• **Short task**
Everything in the data should be repeated exactly, save for the images.

• **Recorded data**
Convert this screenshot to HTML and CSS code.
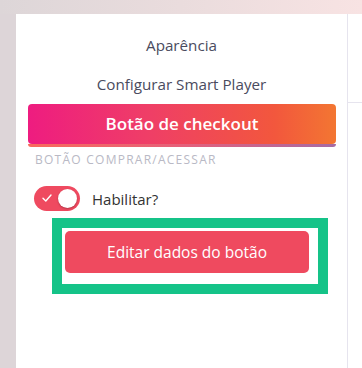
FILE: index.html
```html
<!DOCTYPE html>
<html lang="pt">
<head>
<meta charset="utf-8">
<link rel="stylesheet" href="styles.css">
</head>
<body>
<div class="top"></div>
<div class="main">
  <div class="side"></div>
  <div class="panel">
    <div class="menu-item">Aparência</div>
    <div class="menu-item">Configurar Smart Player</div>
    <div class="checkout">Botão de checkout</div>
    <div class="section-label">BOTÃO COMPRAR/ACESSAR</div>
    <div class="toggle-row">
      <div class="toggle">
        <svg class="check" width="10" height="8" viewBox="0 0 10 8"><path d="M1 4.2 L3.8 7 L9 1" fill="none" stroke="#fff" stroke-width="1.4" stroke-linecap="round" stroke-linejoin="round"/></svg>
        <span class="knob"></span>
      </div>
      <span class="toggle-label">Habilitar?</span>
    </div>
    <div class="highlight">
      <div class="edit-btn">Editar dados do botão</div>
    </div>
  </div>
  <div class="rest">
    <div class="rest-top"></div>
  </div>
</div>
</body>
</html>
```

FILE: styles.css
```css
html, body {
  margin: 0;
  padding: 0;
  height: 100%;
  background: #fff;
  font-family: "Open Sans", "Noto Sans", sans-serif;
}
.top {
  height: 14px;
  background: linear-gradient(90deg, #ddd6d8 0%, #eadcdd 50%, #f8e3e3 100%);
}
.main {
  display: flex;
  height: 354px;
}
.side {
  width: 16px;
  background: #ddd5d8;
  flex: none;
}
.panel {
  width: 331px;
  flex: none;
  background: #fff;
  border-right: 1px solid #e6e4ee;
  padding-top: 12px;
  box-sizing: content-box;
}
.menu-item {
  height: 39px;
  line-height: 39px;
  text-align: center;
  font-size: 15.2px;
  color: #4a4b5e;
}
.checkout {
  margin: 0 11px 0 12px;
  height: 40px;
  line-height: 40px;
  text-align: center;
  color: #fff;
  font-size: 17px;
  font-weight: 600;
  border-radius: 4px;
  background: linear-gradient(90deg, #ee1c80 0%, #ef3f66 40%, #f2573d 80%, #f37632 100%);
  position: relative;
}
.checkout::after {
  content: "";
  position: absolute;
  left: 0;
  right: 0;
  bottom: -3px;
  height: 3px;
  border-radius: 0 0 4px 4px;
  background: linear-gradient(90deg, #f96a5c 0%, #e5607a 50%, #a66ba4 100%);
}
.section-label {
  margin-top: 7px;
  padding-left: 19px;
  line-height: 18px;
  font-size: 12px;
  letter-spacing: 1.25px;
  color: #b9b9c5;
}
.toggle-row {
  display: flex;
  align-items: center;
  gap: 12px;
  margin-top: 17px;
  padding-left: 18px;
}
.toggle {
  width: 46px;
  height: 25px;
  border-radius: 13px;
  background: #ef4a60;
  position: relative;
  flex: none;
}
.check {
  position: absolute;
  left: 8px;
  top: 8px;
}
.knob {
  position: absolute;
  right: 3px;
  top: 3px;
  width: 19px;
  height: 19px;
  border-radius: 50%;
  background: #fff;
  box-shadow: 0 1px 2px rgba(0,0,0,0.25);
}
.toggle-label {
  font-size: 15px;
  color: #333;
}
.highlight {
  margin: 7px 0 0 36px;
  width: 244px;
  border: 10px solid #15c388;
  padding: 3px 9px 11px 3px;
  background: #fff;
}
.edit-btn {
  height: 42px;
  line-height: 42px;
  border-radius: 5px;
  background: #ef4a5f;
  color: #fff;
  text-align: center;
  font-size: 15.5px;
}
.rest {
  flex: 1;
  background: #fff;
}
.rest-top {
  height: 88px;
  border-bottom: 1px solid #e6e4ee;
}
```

• **The result**
Convert this screenshot to HTML and CSS code.
FILE: index.html
```html
<!DOCTYPE html>
<html lang="pt">
<head>
<meta charset="utf-8">
<link rel="stylesheet" href="styles.css">
</head>
<body>
<div class="top"></div>
<div class="main">
  <div class="side"></div>
  <div class="panel">
    <div class="menu-item">Aparência</div>
    <div class="menu-item">Configurar Smart Player</div>
    <div class="checkout">Botão de checkout</div>
    <div class="section-label">BOTÃO COMPRAR/ACESSAR</div>
    <div class="toggle-row">
      <div class="toggle">
        <svg class="check" width="10" height="8" viewBox="0 0 10 8"><path d="M1 4.2 L3.8 7 L9 1" fill="none" stroke="#fff" stroke-width="1.4" stroke-linecap="round" stroke-linejoin="round"/></svg>
        <span class="knob"></span>
      </div>
      <span class="toggle-label">Habilitar?</span>
    </div>
    <div class="highlight">
      <div class="edit-btn">Editar dados do botão</div>
    </div>
  </div>
  <div class="rest">
    <div class="rest-top"></div>
  </div>
</div>
</body>
</html>
```

FILE: styles.css
```css
html, body {
  margin: 0;
  padding: 0;
  height: 100%;
  background: #fff;
  font-family: "Open Sans", "Noto Sans", sans-serif;
}
.top {
  height: 14px;
  background: linear-gradient(90deg, #ddd6d8 0%, #eadcdd 50%, #f8e3e3 100%);
}
.main {
  display: flex;
  height: 354px;
}
.side {
  width: 16px;
  background: #ddd5d8;
  flex: none;
}
.panel {
  width: 331px;
  flex: none;
  background: #fff;
  border-right: 1px solid #e6e4ee;
  padding-top: 12px;
  box-sizing: content-box;
}
.menu-item {
  height: 39px;
  line-height: 39px;
  text-align: center;
  font-size: 15.2px;
  color: #4a4b5e;
}
.checkout {
  margin: 0 11px 0 12px;
  height: 40px;
  line-height: 40px;
  text-align: center;
  color: #fff;
  font-size: 17px;
  font-weight: 600;
  border-radius: 4px;
  background: linear-gradient(90deg, #ee1c80 0%, #ef3f66 40%, #f2573d 80%, #f37632 100%);
  position: relative;
}
.checkout::after {
  content: "";
  position: absolute;
  left: 0;
  right: 0;
  bottom: -3px;
  height: 3px;
  border-radius: 0 0 4px 4px;
  background: linear-gradient(90deg, #f96a5c 0%, #e5607a 50%, #a66ba4 100%);
}
.section-label {
  margin-top: 7px;
  padding-left: 19px;
  line-height: 18px;
  font-size: 12px;
  letter-spacing: 1.25px;
  color: #b9b9c5;
}
.toggle-row {
  display: flex;
  align-items: center;
  gap: 12px;
  margin-top: 17px;
  padding-left: 18px;
}
.toggle {
  width: 46px;
  height: 25px;
  border-radius: 13px;
  background: #ef4a60;
  position: relative;
  flex: none;
}
.check {
  position: absolute;
  left: 8px;
  top: 8px;
}
.knob {
  position: absolute;
  right: 3px;
  top: 3px;
  width: 19px;
  height: 19px;
  border-radius: 50%;
  background: #fff;
  box-shadow: 0 1px 2px rgba(0,0,0,0.25);
}
.toggle-label {
  font-size: 15px;
  color: #333;
}
.highlight {
  margin: 7px 0 0 36px;
  width: 244px;
  border: 10px solid #15c388;
  padding: 3px 9px 11px 3px;
  background: #fff;
}
.edit-btn {
  height: 42px;
  line-height: 42px;
  border-radius: 5px;
  background: #ef4a5f;
  color: #fff;
  text-align: center;
  font-size: 15.5px;
}
.rest {
  flex: 1;
  background: #fff;
}
.rest-top {
  height: 88px;
  border-bottom: 1px solid #e6e4ee;
}
```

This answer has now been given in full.